Previous discrepancies between the predictions of the standard cosmological model and data on small scales have arisen from observations of dwarf galaxies and of satellites of the Milky Way, namely the so called missing satellite, cusp-core, too-big-to-fail problems, and planes of satellite galaxies. The discrepancy that we report is unrelated to these other issues. Previous studies revealed that observed small satellite galaxies were fewer in number and were less compact than expected from simulations; here, we find the opposite for cluster substructures. The GGSL events that we observe show that subhalos are more centrally concentrated than predicted by simulations i.e. there is an excess not a deficit. Hypotheses advocated to solve previous controversies on dwarf galaxy scales would only serve to exacerbate the discrepancy in GGSL event numbers that we report here.
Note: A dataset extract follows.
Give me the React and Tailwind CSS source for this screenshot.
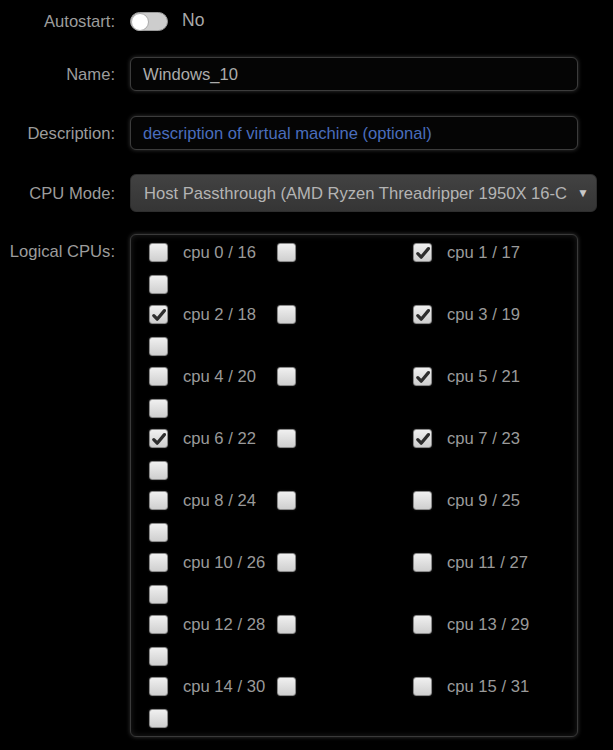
import React from "react";

const font = { fontFamily: '"Liberation Sans", Arial, sans-serif' };

function Box({ checked }) {
  return (
    <span className="inline-flex h-[19px] w-[19px] shrink-0 items-center justify-center rounded-[3px] border border-[#8a8a8a] bg-gradient-to-b from-[#f0f0f0] to-[#cfcfcf] shadow-[0_0_2px_rgba(255,255,255,0.15)]">
      {checked && (
        <svg width="14" height="14" viewBox="0 0 14 14">
          <path d="M1.8 7.6 L5.2 11.2 L12.4 2.6" fill="none" stroke="#2e2e2e" strokeWidth="3.2" strokeLinecap="round" strokeLinejoin="round" />
        </svg>
      )}
    </span>
  );
}

const rows = [
  [[0, 16, false], [1, 17, true]],
  [[2, 18, true], [3, 19, true]],
  [[4, 20, false], [5, 21, true]],
  [[6, 22, true], [7, 23, true]],
  [[8, 24, false], [9, 25, false]],
  [[10, 26, false], [11, 27, false]],
  [[12, 28, false], [13, 29, false]],
  [[14, 30, false], [15, 31, false]],
];

function Label({ children, top }) {
  return (
    <div className={`w-[115px] shrink-0 text-right text-[#9c9c9c] ${top ? "pt-[8px] self-start" : ""}`}>
      {children}
    </div>
  );
}

export default function App() {
  return (
    <div className="min-h-screen w-full bg-black text-[16.6px] leading-[19px]" style={font}>
      <div className="flex flex-col">
        <div className="flex h-[41px] items-center gap-[15px] pt-[1px]">
          <Label>Autostart:</Label>
          <div className="flex items-center gap-[14px]">
            <div className="relative mt-[1px] h-[19px] w-[38px] rounded-full border border-[#9a9a9a] bg-[#cdcdcd]">
              <div className="absolute left-0 top-[-0.5px] h-[18px] w-[18px] rounded-full border border-[#aaa] bg-white" />
            </div>
            <span className="-mt-[2px] text-[17.5px] text-[#a8a8a8]">No</span>
          </div>
        </div>

        <div className="mt-[16px] flex items-center gap-[15px]">
          <Label>Name:</Label>
          <div className="flex h-[34px] w-[448px] items-center rounded-[6px] border border-[#3c3c3c] bg-[#050505] px-[12px] text-[#ababab] shadow-[0_0_4px_rgba(120,120,120,0.45)]">
            Windows_10
          </div>
        </div>

        <div className="mt-[25px] flex items-center gap-[15px]">
          <Label>Description:</Label>
          <div className="flex h-[34px] w-[448px] items-center rounded-[6px] border border-[#3c3c3c] bg-[#050505] px-[12px] text-[#4a6dbd] shadow-[0_0_4px_rgba(120,120,120,0.45)]">
            description of virtual machine (optional)
          </div>
        </div>

        <div className="mt-[24px] flex items-center gap-[15px]">
          <Label>CPU Mode:</Label>
          <div className="flex h-[38px] w-[467px] items-center justify-between overflow-hidden rounded-[6px] border border-[#2e2e2e] bg-gradient-to-b from-[#424242] to-[#353535] pl-[13px] pr-[7px] text-[#b4b4b4]">
            <span className="w-[423px] overflow-hidden whitespace-nowrap">Host Passthrough (AMD Ryzen Threadripper 1950X 16-Core Processor)</span>
            <span className="text-[12px] text-[#c8c8c8]">▼</span>
          </div>
        </div>

        <div className="mt-[22px] flex gap-[15px]">
          <Label top>Logical CPUs:</Label>
          <div className="w-[448px] rounded-[6px] border border-[#3a3a3a] bg-black px-[18px] pt-[8px] pb-[8px] shadow-[0_0_4px_rgba(120,120,120,0.45),inset_0_0_6px_rgba(90,90,90,0.35)]">
            <div className="flex flex-col gap-[11px]">
              {rows.map(([l, r], i) => (
                <div key={i} className="grid grid-cols-[264px_1fr] text-[#9a9a9a]">
                  <div className="flex flex-col">
                    <div className="flex h-[32px] items-start">
                      <Box checked={l[2]} />
                      <span className="ml-[15px] w-[94px] whitespace-nowrap">{`cpu ${l[0]} / ${l[1]}`}</span>
                      <Box />
                    </div>
                    <div className="flex h-[19px]">
                      <Box />
                    </div>
                  </div>
                  <div className="flex h-[32px] items-start">
                    <Box checked={r[2]} />
                    <span className="ml-[15px] whitespace-nowrap">{`cpu ${r[0]} / ${r[1]}`}</span>
                  </div>
                </div>
              ))}
            </div>
          </div>
        </div>
      </div>
    </div>
  );
}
Our results therefore require alternative explanations. One possibility is numerical effects arising from the resolution limits of simulations. However, currently known numerical artefacts are not effective enough at disrupting satellites. We investigated this issue thoroughly and found that it can change the predicted GGSL event rate at most by a factor of 2, which is insufficient to explain the nearly order of magnitude discrepancy that we find. These numerical artefacts would also appear on galactic scales, where they would in turn worsen the missing satellite problem.